======== DATASET

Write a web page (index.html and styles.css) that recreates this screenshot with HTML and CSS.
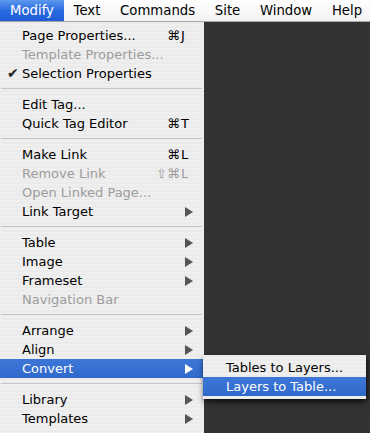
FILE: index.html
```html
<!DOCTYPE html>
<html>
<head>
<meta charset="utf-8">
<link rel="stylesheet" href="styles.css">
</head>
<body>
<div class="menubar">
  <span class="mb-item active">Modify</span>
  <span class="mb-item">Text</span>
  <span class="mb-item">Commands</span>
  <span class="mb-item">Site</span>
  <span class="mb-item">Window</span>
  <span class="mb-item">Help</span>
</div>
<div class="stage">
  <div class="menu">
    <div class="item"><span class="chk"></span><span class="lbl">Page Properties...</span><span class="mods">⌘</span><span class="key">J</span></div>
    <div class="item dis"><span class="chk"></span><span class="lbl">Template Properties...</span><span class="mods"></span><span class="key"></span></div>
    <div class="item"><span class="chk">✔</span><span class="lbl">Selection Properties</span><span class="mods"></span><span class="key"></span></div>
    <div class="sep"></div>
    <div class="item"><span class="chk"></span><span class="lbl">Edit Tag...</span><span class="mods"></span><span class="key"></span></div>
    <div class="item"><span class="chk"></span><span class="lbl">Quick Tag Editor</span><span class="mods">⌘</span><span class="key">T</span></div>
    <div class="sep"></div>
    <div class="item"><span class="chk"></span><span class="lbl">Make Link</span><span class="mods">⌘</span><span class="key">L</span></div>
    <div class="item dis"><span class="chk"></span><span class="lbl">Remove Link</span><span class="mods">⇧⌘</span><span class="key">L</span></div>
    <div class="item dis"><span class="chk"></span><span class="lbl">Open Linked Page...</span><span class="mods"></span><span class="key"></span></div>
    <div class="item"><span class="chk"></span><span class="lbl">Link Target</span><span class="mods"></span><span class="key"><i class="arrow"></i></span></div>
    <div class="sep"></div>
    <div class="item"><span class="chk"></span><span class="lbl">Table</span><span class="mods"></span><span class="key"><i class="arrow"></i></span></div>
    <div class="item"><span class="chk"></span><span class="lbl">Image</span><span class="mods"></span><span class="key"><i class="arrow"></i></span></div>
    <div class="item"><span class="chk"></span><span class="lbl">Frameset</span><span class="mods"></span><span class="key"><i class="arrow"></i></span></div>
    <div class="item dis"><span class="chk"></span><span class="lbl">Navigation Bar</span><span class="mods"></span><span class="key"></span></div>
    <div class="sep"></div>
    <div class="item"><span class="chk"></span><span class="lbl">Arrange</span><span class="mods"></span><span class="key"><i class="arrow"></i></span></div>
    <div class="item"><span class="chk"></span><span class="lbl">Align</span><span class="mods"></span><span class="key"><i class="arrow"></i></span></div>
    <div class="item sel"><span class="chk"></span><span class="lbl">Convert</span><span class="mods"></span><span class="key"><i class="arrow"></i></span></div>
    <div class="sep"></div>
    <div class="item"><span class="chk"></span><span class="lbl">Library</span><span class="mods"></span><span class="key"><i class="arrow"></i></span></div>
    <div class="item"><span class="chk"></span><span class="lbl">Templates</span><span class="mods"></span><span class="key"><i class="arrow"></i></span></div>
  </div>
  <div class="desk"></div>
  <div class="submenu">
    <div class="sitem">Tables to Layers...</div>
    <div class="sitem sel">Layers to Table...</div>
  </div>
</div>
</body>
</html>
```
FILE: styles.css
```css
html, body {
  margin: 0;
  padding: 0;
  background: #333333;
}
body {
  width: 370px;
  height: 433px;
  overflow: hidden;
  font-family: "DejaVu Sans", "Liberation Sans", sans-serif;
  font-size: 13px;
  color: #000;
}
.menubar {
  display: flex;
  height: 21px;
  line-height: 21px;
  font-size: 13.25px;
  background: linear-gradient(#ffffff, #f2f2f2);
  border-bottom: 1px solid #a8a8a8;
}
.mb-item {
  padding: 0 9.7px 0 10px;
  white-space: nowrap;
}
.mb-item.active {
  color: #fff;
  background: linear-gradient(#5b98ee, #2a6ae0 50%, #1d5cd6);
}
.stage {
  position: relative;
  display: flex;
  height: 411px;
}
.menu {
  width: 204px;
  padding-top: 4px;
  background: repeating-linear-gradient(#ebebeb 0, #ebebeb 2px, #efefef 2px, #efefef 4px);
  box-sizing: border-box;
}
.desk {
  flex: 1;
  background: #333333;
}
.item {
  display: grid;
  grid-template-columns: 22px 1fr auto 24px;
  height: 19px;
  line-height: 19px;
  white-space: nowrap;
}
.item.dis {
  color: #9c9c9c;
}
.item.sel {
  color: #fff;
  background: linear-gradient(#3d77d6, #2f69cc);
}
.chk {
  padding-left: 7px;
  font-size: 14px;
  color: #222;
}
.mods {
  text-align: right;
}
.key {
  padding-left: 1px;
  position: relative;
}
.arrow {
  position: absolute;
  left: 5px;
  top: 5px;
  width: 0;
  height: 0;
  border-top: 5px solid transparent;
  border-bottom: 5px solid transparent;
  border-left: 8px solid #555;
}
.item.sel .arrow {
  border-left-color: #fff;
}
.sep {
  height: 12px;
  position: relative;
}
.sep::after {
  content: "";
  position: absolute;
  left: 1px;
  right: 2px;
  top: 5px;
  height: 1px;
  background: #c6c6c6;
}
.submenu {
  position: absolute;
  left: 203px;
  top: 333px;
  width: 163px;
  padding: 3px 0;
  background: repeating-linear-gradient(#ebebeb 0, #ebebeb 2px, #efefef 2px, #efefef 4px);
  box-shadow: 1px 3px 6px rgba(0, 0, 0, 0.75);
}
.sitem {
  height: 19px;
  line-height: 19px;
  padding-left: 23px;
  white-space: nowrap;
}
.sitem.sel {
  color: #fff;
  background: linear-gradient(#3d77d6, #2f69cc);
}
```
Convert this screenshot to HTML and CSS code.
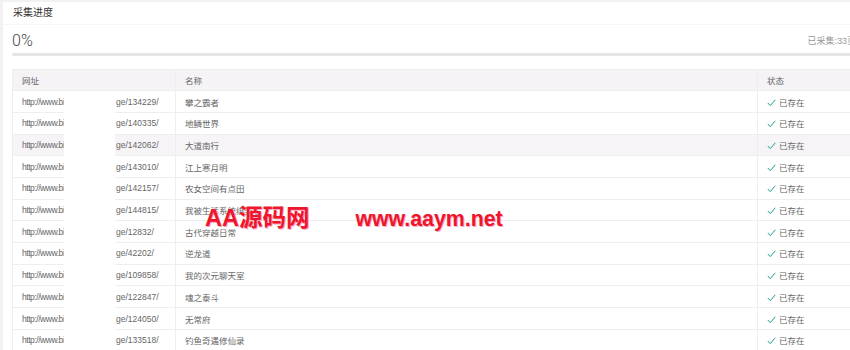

================

# [WRITTEN EXERCISE]
Omit the images and transcribe all of the records above word for word.

# [OUTPUT]
Write a web page (index.html and styles.css) that recreates this screenshot with HTML and CSS.
FILE: index.html
```html
<!DOCTYPE html>
<html>
<head>
<meta charset="utf-8">
<link rel="stylesheet" href="styles.css">
</head>
<body>
<div class="menubar">
  <span class="mb-item active">Modify</span>
  <span class="mb-item">Text</span>
  <span class="mb-item">Commands</span>
  <span class="mb-item">Site</span>
  <span class="mb-item">Window</span>
  <span class="mb-item">Help</span>
</div>
<div class="stage">
  <div class="menu">
    <div class="item"><span class="chk"></span><span class="lbl">Page Properties...</span><span class="mods">⌘</span><span class="key">J</span></div>
    <div class="item dis"><span class="chk"></span><span class="lbl">Template Properties...</span><span class="mods"></span><span class="key"></span></div>
    <div class="item"><span class="chk">✔</span><span class="lbl">Selection Properties</span><span class="mods"></span><span class="key"></span></div>
    <div class="sep"></div>
    <div class="item"><span class="chk"></span><span class="lbl">Edit Tag...</span><span class="mods"></span><span class="key"></span></div>
    <div class="item"><span class="chk"></span><span class="lbl">Quick Tag Editor</span><span class="mods">⌘</span><span class="key">T</span></div>
    <div class="sep"></div>
    <div class="item"><span class="chk"></span><span class="lbl">Make Link</span><span class="mods">⌘</span><span class="key">L</span></div>
    <div class="item dis"><span class="chk"></span><span class="lbl">Remove Link</span><span class="mods">⇧⌘</span><span class="key">L</span></div>
    <div class="item dis"><span class="chk"></span><span class="lbl">Open Linked Page...</span><span class="mods"></span><span class="key"></span></div>
    <div class="item"><span class="chk"></span><span class="lbl">Link Target</span><span class="mods"></span><span class="key"><i class="arrow"></i></span></div>
    <div class="sep"></div>
    <div class="item"><span class="chk"></span><span class="lbl">Table</span><span class="mods"></span><span class="key"><i class="arrow"></i></span></div>
    <div class="item"><span class="chk"></span><span class="lbl">Image</span><span class="mods"></span><span class="key"><i class="arrow"></i></span></div>
    <div class="item"><span class="chk"></span><span class="lbl">Frameset</span><span class="mods"></span><span class="key"><i class="arrow"></i></span></div>
    <div class="item dis"><span class="chk"></span><span class="lbl">Navigation Bar</span><span class="mods"></span><span class="key"></span></div>
    <div class="sep"></div>
    <div class="item"><span class="chk"></span><span class="lbl">Arrange</span><span class="mods"></span><span class="key"><i class="arrow"></i></span></div>
    <div class="item"><span class="chk"></span><span class="lbl">Align</span><span class="mods"></span><span class="key"><i class="arrow"></i></span></div>
    <div class="item sel"><span class="chk"></span><span class="lbl">Convert</span><span class="mods"></span><span class="key"><i class="arrow"></i></span></div>
    <div class="sep"></div>
    <div class="item"><span class="chk"></span><span class="lbl">Library</span><span class="mods"></span><span class="key"><i class="arrow"></i></span></div>
    <div class="item"><span class="chk"></span><span class="lbl">Templates</span><span class="mods"></span><span class="key"><i class="arrow"></i></span></div>
  </div>
  <div class="desk"></div>
  <div class="submenu">
    <div class="sitem">Tables to Layers...</div>
    <div class="sitem sel">Layers to Table...</div>
  </div>
</div>
</body>
</html>
```
FILE: styles.css
```css
html, body {
  margin: 0;
  padding: 0;
  background: #333333;
}
body {
  width: 370px;
  height: 433px;
  overflow: hidden;
  font-family: "DejaVu Sans", "Liberation Sans", sans-serif;
  font-size: 13px;
  color: #000;
}
.menubar {
  display: flex;
  height: 21px;
  line-height: 21px;
  font-size: 13.25px;
  background: linear-gradient(#ffffff, #f2f2f2);
  border-bottom: 1px solid #a8a8a8;
}
.mb-item {
  padding: 0 9.7px 0 10px;
  white-space: nowrap;
}
.mb-item.active {
  color: #fff;
  background: linear-gradient(#5b98ee, #2a6ae0 50%, #1d5cd6);
}
.stage {
  position: relative;
  display: flex;
  height: 411px;
}
.menu {
  width: 204px;
  padding-top: 4px;
  background: repeating-linear-gradient(#ebebeb 0, #ebebeb 2px, #efefef 2px, #efefef 4px);
  box-sizing: border-box;
}
.desk {
  flex: 1;
  background: #333333;
}
.item {
  display: grid;
  grid-template-columns: 22px 1fr auto 24px;
  height: 19px;
  line-height: 19px;
  white-space: nowrap;
}
.item.dis {
  color: #9c9c9c;
}
.item.sel {
  color: #fff;
  background: linear-gradient(#3d77d6, #2f69cc);
}
.chk {
  padding-left: 7px;
  font-size: 14px;
  color: #222;
}
.mods {
  text-align: right;
}
.key {
  padding-left: 1px;
  position: relative;
}
.arrow {
  position: absolute;
  left: 5px;
  top: 5px;
  width: 0;
  height: 0;
  border-top: 5px solid transparent;
  border-bottom: 5px solid transparent;
  border-left: 8px solid #555;
}
.item.sel .arrow {
  border-left-color: #fff;
}
.sep {
  height: 12px;
  position: relative;
}
.sep::after {
  content: "";
  position: absolute;
  left: 1px;
  right: 2px;
  top: 5px;
  height: 1px;
  background: #c6c6c6;
}
.submenu {
  position: absolute;
  left: 203px;
  top: 333px;
  width: 163px;
  padding: 3px 0;
  background: repeating-linear-gradient(#ebebeb 0, #ebebeb 2px, #efefef 2px, #efefef 4px);
  box-shadow: 1px 3px 6px rgba(0, 0, 0, 0.75);
}
.sitem {
  height: 19px;
  line-height: 19px;
  padding-left: 23px;
  white-space: nowrap;
}
.sitem.sel {
  color: #fff;
  background: linear-gradient(#3d77d6, #2f69cc);
}
```
Convert this screenshot to HTML and CSS code.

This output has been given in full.